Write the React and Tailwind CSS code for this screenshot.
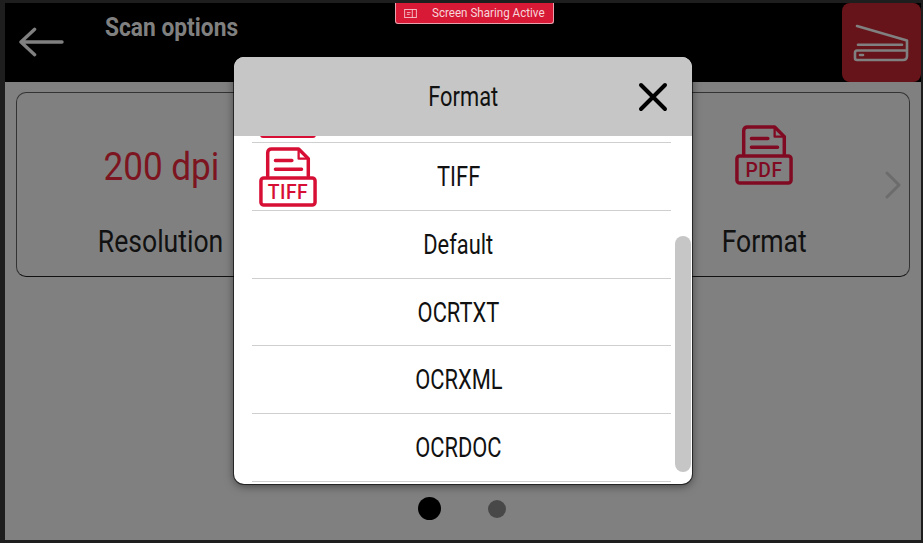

..........

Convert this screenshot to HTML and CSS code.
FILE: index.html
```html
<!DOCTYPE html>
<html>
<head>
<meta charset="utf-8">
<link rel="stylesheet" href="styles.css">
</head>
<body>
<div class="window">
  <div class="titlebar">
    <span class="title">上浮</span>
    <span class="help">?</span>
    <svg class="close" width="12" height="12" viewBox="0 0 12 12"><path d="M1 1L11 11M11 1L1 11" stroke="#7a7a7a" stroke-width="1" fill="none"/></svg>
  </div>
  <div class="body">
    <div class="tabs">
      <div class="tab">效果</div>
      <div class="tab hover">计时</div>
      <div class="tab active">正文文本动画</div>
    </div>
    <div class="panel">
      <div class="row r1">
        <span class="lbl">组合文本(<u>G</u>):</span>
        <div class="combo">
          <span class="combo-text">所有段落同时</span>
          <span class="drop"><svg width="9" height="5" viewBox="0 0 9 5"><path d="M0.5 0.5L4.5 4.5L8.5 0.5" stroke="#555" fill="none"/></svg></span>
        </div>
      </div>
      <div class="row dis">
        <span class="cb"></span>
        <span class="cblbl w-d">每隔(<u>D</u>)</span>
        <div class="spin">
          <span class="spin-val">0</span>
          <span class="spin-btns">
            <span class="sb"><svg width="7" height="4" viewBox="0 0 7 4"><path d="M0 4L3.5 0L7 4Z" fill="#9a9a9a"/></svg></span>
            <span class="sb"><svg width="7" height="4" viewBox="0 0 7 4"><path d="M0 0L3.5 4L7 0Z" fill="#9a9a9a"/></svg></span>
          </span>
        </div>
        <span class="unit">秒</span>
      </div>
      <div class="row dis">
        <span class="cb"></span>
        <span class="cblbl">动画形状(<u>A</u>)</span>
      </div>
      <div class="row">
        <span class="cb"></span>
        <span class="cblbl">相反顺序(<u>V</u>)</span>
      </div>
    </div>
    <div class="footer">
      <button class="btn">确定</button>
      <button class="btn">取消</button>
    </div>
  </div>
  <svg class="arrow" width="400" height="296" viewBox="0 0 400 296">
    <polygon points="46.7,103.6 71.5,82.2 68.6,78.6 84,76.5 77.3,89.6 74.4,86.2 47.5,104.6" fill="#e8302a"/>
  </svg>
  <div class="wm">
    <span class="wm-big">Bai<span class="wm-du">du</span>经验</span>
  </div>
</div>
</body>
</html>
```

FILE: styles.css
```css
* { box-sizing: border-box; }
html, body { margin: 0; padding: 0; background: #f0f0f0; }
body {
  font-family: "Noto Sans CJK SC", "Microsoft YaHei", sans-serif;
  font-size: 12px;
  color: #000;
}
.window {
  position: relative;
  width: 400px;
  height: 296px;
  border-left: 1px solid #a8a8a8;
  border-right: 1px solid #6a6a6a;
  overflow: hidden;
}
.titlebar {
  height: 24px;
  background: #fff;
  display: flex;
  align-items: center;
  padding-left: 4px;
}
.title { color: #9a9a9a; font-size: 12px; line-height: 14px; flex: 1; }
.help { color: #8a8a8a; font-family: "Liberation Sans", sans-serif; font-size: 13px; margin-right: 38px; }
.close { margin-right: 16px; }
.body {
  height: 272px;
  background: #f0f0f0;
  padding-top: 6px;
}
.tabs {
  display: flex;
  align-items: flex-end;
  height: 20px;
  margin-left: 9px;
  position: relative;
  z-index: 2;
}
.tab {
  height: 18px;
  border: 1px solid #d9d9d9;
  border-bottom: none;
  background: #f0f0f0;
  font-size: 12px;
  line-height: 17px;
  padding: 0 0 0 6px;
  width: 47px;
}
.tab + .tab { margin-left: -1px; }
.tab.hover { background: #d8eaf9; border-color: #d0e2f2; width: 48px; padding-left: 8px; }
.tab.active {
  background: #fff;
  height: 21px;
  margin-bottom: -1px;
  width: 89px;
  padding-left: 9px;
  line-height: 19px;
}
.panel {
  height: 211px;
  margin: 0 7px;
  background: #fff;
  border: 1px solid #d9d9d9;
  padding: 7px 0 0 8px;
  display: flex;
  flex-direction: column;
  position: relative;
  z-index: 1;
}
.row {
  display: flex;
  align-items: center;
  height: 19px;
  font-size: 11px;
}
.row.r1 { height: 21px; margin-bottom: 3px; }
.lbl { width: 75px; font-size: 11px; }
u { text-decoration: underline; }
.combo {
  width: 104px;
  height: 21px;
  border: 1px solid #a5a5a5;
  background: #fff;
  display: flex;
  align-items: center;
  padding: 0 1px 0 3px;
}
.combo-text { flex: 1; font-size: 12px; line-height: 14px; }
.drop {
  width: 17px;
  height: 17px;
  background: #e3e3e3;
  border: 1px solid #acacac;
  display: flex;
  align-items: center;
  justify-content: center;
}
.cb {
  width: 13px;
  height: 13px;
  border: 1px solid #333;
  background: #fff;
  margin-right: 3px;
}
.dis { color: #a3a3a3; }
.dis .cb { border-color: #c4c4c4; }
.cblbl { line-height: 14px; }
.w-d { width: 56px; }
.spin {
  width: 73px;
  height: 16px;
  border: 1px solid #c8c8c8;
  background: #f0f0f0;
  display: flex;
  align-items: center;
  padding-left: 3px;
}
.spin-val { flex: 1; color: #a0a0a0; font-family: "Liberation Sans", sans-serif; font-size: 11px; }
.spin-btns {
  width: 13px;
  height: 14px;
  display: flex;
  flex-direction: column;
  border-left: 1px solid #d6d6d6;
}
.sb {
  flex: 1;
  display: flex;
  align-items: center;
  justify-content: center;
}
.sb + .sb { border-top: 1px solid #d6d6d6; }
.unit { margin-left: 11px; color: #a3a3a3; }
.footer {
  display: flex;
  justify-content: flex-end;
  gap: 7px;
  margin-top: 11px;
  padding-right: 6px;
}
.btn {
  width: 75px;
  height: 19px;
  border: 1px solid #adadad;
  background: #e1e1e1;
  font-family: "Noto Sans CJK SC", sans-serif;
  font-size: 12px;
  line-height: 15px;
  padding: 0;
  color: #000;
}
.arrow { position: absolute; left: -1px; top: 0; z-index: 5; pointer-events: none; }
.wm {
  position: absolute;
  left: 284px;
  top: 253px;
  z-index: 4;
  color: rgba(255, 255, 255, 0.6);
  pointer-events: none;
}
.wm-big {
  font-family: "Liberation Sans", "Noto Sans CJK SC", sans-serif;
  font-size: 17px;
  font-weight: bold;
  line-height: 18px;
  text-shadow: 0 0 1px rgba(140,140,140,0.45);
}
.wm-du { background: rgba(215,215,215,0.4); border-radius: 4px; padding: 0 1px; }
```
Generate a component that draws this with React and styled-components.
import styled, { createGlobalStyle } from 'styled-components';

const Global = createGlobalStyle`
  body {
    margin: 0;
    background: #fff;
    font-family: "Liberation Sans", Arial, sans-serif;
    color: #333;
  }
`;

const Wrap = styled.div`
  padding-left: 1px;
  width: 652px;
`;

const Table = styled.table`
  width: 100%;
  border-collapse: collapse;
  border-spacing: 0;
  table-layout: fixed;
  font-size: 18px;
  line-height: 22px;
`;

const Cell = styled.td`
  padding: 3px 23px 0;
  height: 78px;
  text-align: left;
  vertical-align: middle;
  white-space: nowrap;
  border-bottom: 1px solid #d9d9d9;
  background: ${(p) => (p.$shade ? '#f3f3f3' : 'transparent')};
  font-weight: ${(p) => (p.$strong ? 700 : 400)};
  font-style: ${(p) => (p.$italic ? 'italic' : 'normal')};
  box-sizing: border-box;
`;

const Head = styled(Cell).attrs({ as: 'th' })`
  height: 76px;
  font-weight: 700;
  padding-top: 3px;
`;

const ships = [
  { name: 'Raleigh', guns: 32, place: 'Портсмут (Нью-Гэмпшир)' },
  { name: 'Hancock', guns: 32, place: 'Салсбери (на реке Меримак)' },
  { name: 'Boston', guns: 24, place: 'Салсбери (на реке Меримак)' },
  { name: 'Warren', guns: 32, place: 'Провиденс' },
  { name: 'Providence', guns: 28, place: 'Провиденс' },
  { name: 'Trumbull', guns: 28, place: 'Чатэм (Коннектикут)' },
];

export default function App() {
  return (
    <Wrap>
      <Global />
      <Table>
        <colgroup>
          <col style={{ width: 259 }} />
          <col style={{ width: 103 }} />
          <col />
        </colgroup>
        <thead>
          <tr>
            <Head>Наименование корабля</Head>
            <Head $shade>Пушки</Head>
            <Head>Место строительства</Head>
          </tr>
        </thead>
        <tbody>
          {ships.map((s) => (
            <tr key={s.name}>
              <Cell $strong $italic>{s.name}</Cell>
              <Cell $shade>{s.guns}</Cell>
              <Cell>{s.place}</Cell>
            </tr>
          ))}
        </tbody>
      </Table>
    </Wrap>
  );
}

..........

REQUIRED TASK — Look through the listing and extract every line with "styled" in it.

EXERCISE OUTPUT —
Generate a component that draws this with React and styled-components.
import styled, { createGlobalStyle } from 'styled-components';
const Wrap = styled.div`
const Table = styled.table`
const Cell = styled.td`
const Head = styled(Cell).attrs({ as: 'th' })`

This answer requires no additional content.